| What to produce |
Can you print the data exactly and leave out each image?

| Dataset extract |

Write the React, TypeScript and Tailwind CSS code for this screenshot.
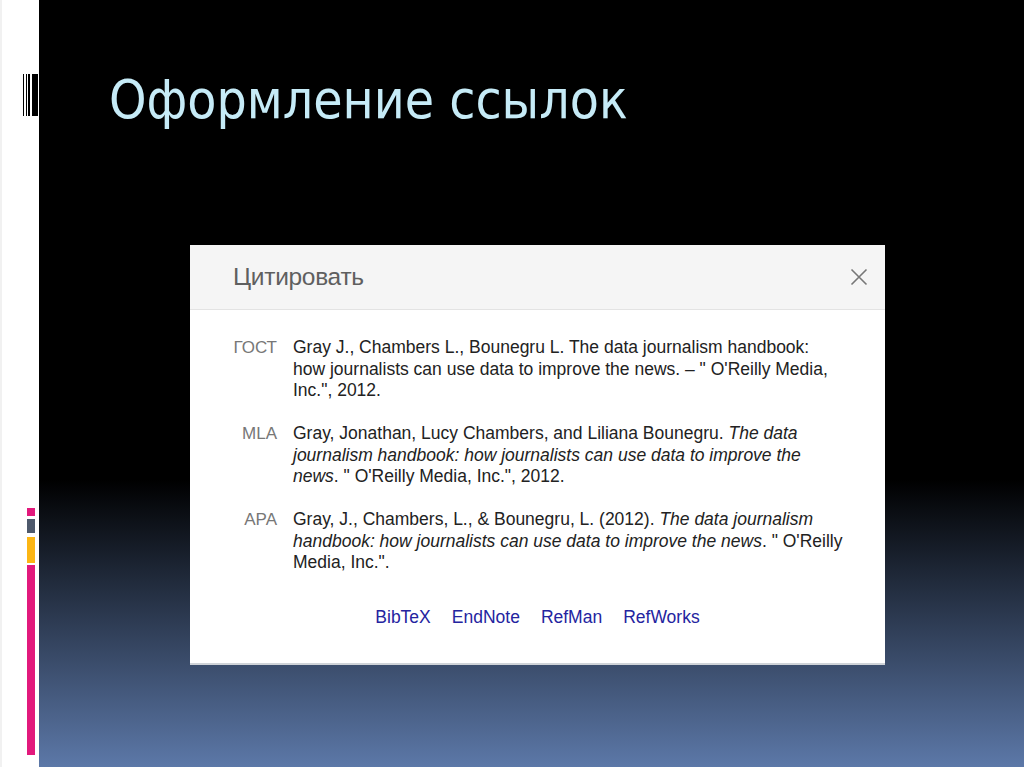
import React from "react"

type Citation = {
  label: string;
  lines: React.ReactNode[];
}

const citations: Citation[] = [
  {
    label: "ГОСТ",
    lines: [
      "Gray J., Chambers L., Bounegru L. The data journalism handbook:",
      "how journalists can use data to improve the news. – \" O'Reilly Media,",
      "Inc.\", 2012.",
    ],
  },
  {
    label: "MLA",
    lines: [
      <>Gray, Jonathan, Lucy Chambers, and Liliana Bounegru. <i>The data</i></>,
      <i>journalism handbook: how journalists can use data to improve the</i>,
      <><i>news</i>. " O'Reilly Media, Inc.", 2012.</>,
    ],
  },
  {
    label: "APA",
    lines: [
      <>Gray, J., Chambers, L., &amp; Bounegru, L. (2012). <i>The data journalism</i></>,
      <><i>handbook: how journalists can use data to improve the news</i>. " O'Reilly</>,
      "Media, Inc.\".",
    ],
  },
]

const links = ["BibTeX", "EndNote", "RefMan", "RefWorks"]

const SideStrip = () => {
  return (
    <div className="w-[39px] shrink-0 bg-white border-l-2 border-[#f1f1f1] flex flex-col">
      {/* barcode-like stripes */}
      <div className="flex h-[42px] mt-[74px] pl-[21px]">
        <div className="w-px bg-black" />
        <div className="w-px bg-black ml-[2px]" />
        <div className="w-[2px] bg-black ml-px" />
        <div className="w-[6px] bg-black ml-[2px]" />
      </div>
      {/* coloured blocks */}
      <div className="flex flex-col ml-[25px] mt-[392px] w-[8px]">
        <div className="h-[8px] bg-[#e2197c]" />
        <div className="h-[14px] mt-[3px] bg-[#4e596c]" />
        <div className="h-[26px] mt-[4px] bg-[#fcb614]" />
        <div className="h-[190px] mt-[2px] bg-[#e2197c]" />
      </div>
    </div>
  )
}

const CiteDialog = () => {
  return (
    <div className="ml-[151px] mt-[119px] w-[695px] h-[420px] bg-white border-b-2 border-[#cfd3d8] font-['Liberation_Sans',Arial,sans-serif] flex flex-col">
      <div className="h-[65px] shrink-0 bg-[#f5f5f5] border-b border-[#e3e3e3] flex items-center justify-between pl-[43px] pr-[17px]">
        <div className="text-[24.5px] text-[#5f5f5f] tracking-[-0.3px]">Цитировать</div>
        <svg width="18" height="18" viewBox="0 0 18 18" fill="none" stroke="#777" strokeWidth={1.6}>
          <path d="M1.5 1.5 16.5 16.5M16.5 1.5 1.5 16.5" />
        </svg>
      </div>
      <div className="pt-[27px] flex flex-col gap-[21.5px]">
        {citations.map((c) => {
          return (
            <div key={c.label} className="flex items-baseline">
              <div className="w-[87px] shrink-0 text-right text-[17px] leading-[21.5px] text-[#777]">{c.label}</div>
              <div className="ml-[16px] text-[17.5px] leading-[21.5px] text-[#222] whitespace-nowrap">
                {c.lines.map((l, idx) => (
                  <div key={idx}>{l}</div>
                ))}
              </div>
            </div>
          )
        })}
      </div>
      <div className="mt-[33px] flex justify-center gap-[21px] text-[17.5px] leading-[21.5px] text-[#2424a0]">
        {links.map((l) => (
          <span key={l}>{l}</span>
        ))}
      </div>
    </div>
  )
}

export default function App() {
  return (
    <div className="w-full h-[767px] flex overflow-hidden">
      <SideStrip />
      <div className="flex-1 flex flex-col bg-[linear-gradient(to_bottom,#000_0%,#000_62.5%,#5c78a8_100%)]">
        <div className="pl-[70px] mt-[73px] text-[53px] leading-none text-[#c6ebf7] font-['DejaVu_Sans_Condensed','DejaVu_Sans',sans-serif]">
          Оформление ссылок
        </div>
        <CiteDialog />
      </div>
    </div>
  )
}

| The response |
Write the React, TypeScript and Tailwind CSS code for this screenshot.
import React from "react"

type Citation = {
  label: string;
  lines: React.ReactNode[];
}

const citations: Citation[] = [
  {
    label: "ГОСТ",
    lines: [
      "Gray J., Chambers L., Bounegru L. The data journalism handbook:",
      "how journalists can use data to improve the news. – \" O'Reilly Media,",
      "Inc.\", 2012.",
    ],
  },
  {
    label: "MLA",
    lines: [
      <>Gray, Jonathan, Lucy Chambers, and Liliana Bounegru. <i>The data</i></>,
      <i>journalism handbook: how journalists can use data to improve the</i>,
      <><i>news</i>. " O'Reilly Media, Inc.", 2012.</>,
    ],
  },
  {
    label: "APA",
    lines: [
      <>Gray, J., Chambers, L., &amp; Bounegru, L. (2012). <i>The data journalism</i></>,
      <><i>handbook: how journalists can use data to improve the news</i>. " O'Reilly</>,
      "Media, Inc.\".",
    ],
  },
]

const links = ["BibTeX", "EndNote", "RefMan", "RefWorks"]

const SideStrip = () => {
  return (
    <div className="w-[39px] shrink-0 bg-white border-l-2 border-[#f1f1f1] flex flex-col">
      {/* barcode-like stripes */}
      <div className="flex h-[42px] mt-[74px] pl-[21px]">
        <div className="w-px bg-black" />
        <div className="w-px bg-black ml-[2px]" />
        <div className="w-[2px] bg-black ml-px" />
        <div className="w-[6px] bg-black ml-[2px]" />
      </div>
      {/* coloured blocks */}
      <div className="flex flex-col ml-[25px] mt-[392px] w-[8px]">
        <div className="h-[8px] bg-[#e2197c]" />
        <div className="h-[14px] mt-[3px] bg-[#4e596c]" />
        <div className="h-[26px] mt-[4px] bg-[#fcb614]" />
        <div className="h-[190px] mt-[2px] bg-[#e2197c]" />
      </div>
    </div>
  )
}

const CiteDialog = () => {
  return (
    <div className="ml-[151px] mt-[119px] w-[695px] h-[420px] bg-white border-b-2 border-[#cfd3d8] font-['Liberation_Sans',Arial,sans-serif] flex flex-col">
      <div className="h-[65px] shrink-0 bg-[#f5f5f5] border-b border-[#e3e3e3] flex items-center justify-between pl-[43px] pr-[17px]">
        <div className="text-[24.5px] text-[#5f5f5f] tracking-[-0.3px]">Цитировать</div>
        <svg width="18" height="18" viewBox="0 0 18 18" fill="none" stroke="#777" strokeWidth={1.6}>
          <path d="M1.5 1.5 16.5 16.5M16.5 1.5 1.5 16.5" />
        </svg>
      </div>
      <div className="pt-[27px] flex flex-col gap-[21.5px]">
        {citations.map((c) => {
          return (
            <div key={c.label} className="flex items-baseline">
              <div className="w-[87px] shrink-0 text-right text-[17px] leading-[21.5px] text-[#777]">{c.label}</div>
              <div className="ml-[16px] text-[17.5px] leading-[21.5px] text-[#222] whitespace-nowrap">
                {c.lines.map((l, idx) => (
                  <div key={idx}>{l}</div>
                ))}
              </div>
            </div>
          )
        })}
      </div>
      <div className="mt-[33px] flex justify-center gap-[21px] text-[17.5px] leading-[21.5px] text-[#2424a0]">
        {links.map((l) => (
          <span key={l}>{l}</span>
        ))}
      </div>
    </div>
  )
}

export default function App() {
  return (
    <div className="w-full h-[767px] flex overflow-hidden">
      <SideStrip />
      <div className="flex-1 flex flex-col bg-[linear-gradient(to_bottom,#000_0%,#000_62.5%,#5c78a8_100%)]">
        <div className="pl-[70px] mt-[73px] text-[53px] leading-none text-[#c6ebf7] font-['DejaVu_Sans_Condensed','DejaVu_Sans',sans-serif]">
          Оформление ссылок
        </div>
        <CiteDialog />
      </div>
    </div>
  )
}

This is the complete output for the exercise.